Problem statement:
Restate each line of the listing exactly, without carrying over any pictures.

Information shown:
══════
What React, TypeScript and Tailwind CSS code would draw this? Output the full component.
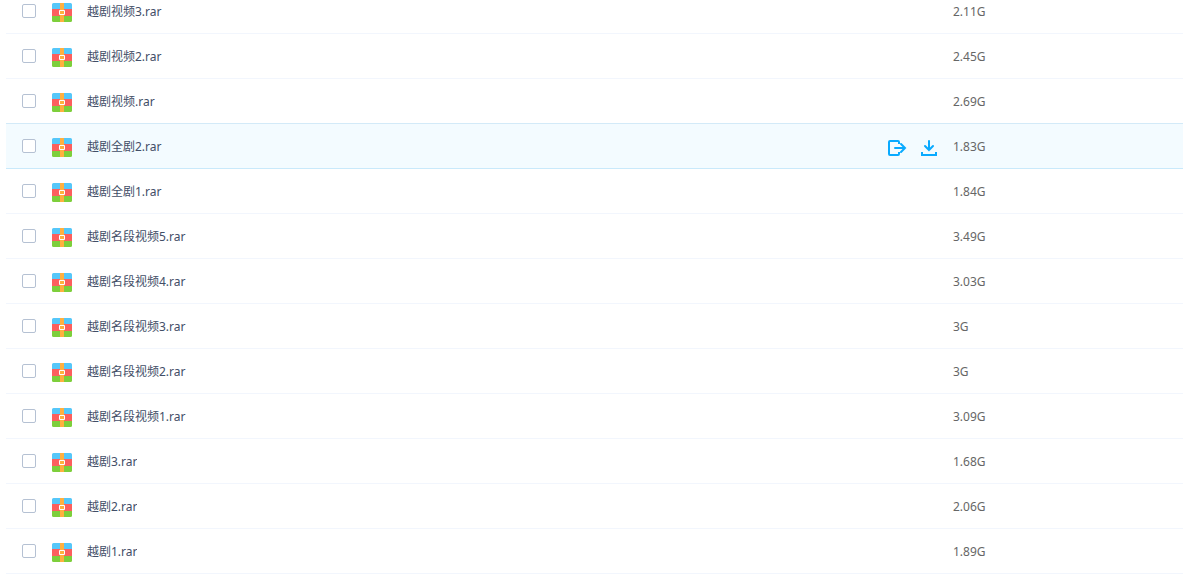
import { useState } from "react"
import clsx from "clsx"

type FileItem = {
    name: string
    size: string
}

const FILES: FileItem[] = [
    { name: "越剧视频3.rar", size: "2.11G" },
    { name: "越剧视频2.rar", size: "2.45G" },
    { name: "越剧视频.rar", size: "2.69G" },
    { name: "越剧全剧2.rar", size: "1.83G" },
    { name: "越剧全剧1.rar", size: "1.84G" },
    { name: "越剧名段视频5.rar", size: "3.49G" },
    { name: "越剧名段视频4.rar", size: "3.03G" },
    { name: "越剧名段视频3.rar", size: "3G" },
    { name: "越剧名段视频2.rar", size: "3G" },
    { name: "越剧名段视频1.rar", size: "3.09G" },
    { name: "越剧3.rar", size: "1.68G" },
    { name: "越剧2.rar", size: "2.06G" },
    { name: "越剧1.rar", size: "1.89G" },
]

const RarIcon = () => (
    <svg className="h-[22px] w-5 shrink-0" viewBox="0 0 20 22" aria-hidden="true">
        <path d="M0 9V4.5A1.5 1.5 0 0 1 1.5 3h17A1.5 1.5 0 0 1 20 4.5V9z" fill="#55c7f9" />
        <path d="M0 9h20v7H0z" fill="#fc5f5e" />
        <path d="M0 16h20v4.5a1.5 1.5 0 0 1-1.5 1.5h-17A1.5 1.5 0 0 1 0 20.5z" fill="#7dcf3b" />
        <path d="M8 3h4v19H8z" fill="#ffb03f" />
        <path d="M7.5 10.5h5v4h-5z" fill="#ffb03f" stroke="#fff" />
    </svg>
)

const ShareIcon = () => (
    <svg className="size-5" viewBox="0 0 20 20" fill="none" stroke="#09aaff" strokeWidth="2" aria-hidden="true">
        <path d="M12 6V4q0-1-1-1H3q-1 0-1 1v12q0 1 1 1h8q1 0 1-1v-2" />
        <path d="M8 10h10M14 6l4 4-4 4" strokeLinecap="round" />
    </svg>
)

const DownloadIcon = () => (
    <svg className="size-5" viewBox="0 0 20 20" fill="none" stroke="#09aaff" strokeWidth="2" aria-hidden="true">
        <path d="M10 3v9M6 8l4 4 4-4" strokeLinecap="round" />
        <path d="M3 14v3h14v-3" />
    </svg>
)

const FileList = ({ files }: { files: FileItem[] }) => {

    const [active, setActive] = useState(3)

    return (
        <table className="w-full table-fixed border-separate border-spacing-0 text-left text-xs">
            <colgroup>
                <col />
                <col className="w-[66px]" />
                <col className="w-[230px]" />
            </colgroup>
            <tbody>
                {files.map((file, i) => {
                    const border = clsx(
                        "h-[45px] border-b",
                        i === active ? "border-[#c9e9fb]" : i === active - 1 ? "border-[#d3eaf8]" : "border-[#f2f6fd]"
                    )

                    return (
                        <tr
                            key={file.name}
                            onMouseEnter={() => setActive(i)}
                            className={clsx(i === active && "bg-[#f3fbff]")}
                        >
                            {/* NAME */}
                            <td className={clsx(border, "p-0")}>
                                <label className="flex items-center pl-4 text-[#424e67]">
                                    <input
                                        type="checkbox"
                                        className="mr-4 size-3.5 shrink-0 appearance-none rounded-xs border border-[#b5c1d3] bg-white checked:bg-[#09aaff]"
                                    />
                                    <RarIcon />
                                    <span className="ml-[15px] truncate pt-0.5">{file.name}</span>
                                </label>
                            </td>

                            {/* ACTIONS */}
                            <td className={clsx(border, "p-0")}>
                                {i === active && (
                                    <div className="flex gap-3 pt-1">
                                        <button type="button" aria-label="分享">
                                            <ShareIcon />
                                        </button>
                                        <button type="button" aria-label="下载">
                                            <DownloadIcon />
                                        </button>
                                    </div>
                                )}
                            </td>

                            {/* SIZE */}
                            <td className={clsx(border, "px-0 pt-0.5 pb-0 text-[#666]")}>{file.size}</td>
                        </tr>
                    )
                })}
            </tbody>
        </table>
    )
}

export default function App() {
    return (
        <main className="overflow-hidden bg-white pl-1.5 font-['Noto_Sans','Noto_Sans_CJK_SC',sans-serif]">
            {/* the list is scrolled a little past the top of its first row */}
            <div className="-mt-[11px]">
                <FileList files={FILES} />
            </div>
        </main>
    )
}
══════
Task solution:
What React, TypeScript and Tailwind CSS code would draw this? Output the full component.
import { useState } from "react"
import clsx from "clsx"

type FileItem = {
    name: string
    size: string
}

const FILES: FileItem[] = [
    { name: "越剧视频3.rar", size: "2.11G" },
    { name: "越剧视频2.rar", size: "2.45G" },
    { name: "越剧视频.rar", size: "2.69G" },
    { name: "越剧全剧2.rar", size: "1.83G" },
    { name: "越剧全剧1.rar", size: "1.84G" },
    { name: "越剧名段视频5.rar", size: "3.49G" },
    { name: "越剧名段视频4.rar", size: "3.03G" },
    { name: "越剧名段视频3.rar", size: "3G" },
    { name: "越剧名段视频2.rar", size: "3G" },
    { name: "越剧名段视频1.rar", size: "3.09G" },
    { name: "越剧3.rar", size: "1.68G" },
    { name: "越剧2.rar", size: "2.06G" },
    { name: "越剧1.rar", size: "1.89G" },
]

const RarIcon = () => (
    <svg className="h-[22px] w-5 shrink-0" viewBox="0 0 20 22" aria-hidden="true">
        <path d="M0 9V4.5A1.5 1.5 0 0 1 1.5 3h17A1.5 1.5 0 0 1 20 4.5V9z" fill="#55c7f9" />
        <path d="M0 9h20v7H0z" fill="#fc5f5e" />
        <path d="M0 16h20v4.5a1.5 1.5 0 0 1-1.5 1.5h-17A1.5 1.5 0 0 1 0 20.5z" fill="#7dcf3b" />
        <path d="M8 3h4v19H8z" fill="#ffb03f" />
        <path d="M7.5 10.5h5v4h-5z" fill="#ffb03f" stroke="#fff" />
    </svg>
)

const ShareIcon = () => (
    <svg className="size-5" viewBox="0 0 20 20" fill="none" stroke="#09aaff" strokeWidth="2" aria-hidden="true">
        <path d="M12 6V4q0-1-1-1H3q-1 0-1 1v12q0 1 1 1h8q1 0 1-1v-2" />
        <path d="M8 10h10M14 6l4 4-4 4" strokeLinecap="round" />
    </svg>
)

const DownloadIcon = () => (
    <svg className="size-5" viewBox="0 0 20 20" fill="none" stroke="#09aaff" strokeWidth="2" aria-hidden="true">
        <path d="M10 3v9M6 8l4 4 4-4" strokeLinecap="round" />
        <path d="M3 14v3h14v-3" />
    </svg>
)

const FileList = ({ files }: { files: FileItem[] }) => {

    const [active, setActive] = useState(3)

    return (
        <table className="w-full table-fixed border-separate border-spacing-0 text-left text-xs">
            <colgroup>
                <col />
                <col className="w-[66px]" />
                <col className="w-[230px]" />
            </colgroup>
            <tbody>
                {files.map((file, i) => {
                    const border = clsx(
                        "h-[45px] border-b",
                        i === active ? "border-[#c9e9fb]" : i === active - 1 ? "border-[#d3eaf8]" : "border-[#f2f6fd]"
                    )

                    return (
                        <tr
                            key={file.name}
                            onMouseEnter={() => setActive(i)}
                            className={clsx(i === active && "bg-[#f3fbff]")}
                        >
                            {/* NAME */}
                            <td className={clsx(border, "p-0")}>
                                <label className="flex items-center pl-4 text-[#424e67]">
                                    <input
                                        type="checkbox"
                                        className="mr-4 size-3.5 shrink-0 appearance-none rounded-xs border border-[#b5c1d3] bg-white checked:bg-[#09aaff]"
                                    />
                                    <RarIcon />
                                    <span className="ml-[15px] truncate pt-0.5">{file.name}</span>
                                </label>
                            </td>

                            {/* ACTIONS */}
                            <td className={clsx(border, "p-0")}>
                                {i === active && (
                                    <div className="flex gap-3 pt-1">
                                        <button type="button" aria-label="分享">
                                            <ShareIcon />
                                        </button>
                                        <button type="button" aria-label="下载">
                                            <DownloadIcon />
                                        </button>
                                    </div>
                                )}
                            </td>

                            {/* SIZE */}
                            <td className={clsx(border, "px-0 pt-0.5 pb-0 text-[#666]")}>{file.size}</td>
                        </tr>
                    )
                })}
            </tbody>
        </table>
    )
}

export default function App() {
    return (
        <main className="overflow-hidden bg-white pl-1.5 font-['Noto_Sans','Noto_Sans_CJK_SC',sans-serif]">
            {/* the list is scrolled a little past the top of its first row */}
            <div className="-mt-[11px]">
                <FileList files={FILES} />
            </div>
        </main>
    )
}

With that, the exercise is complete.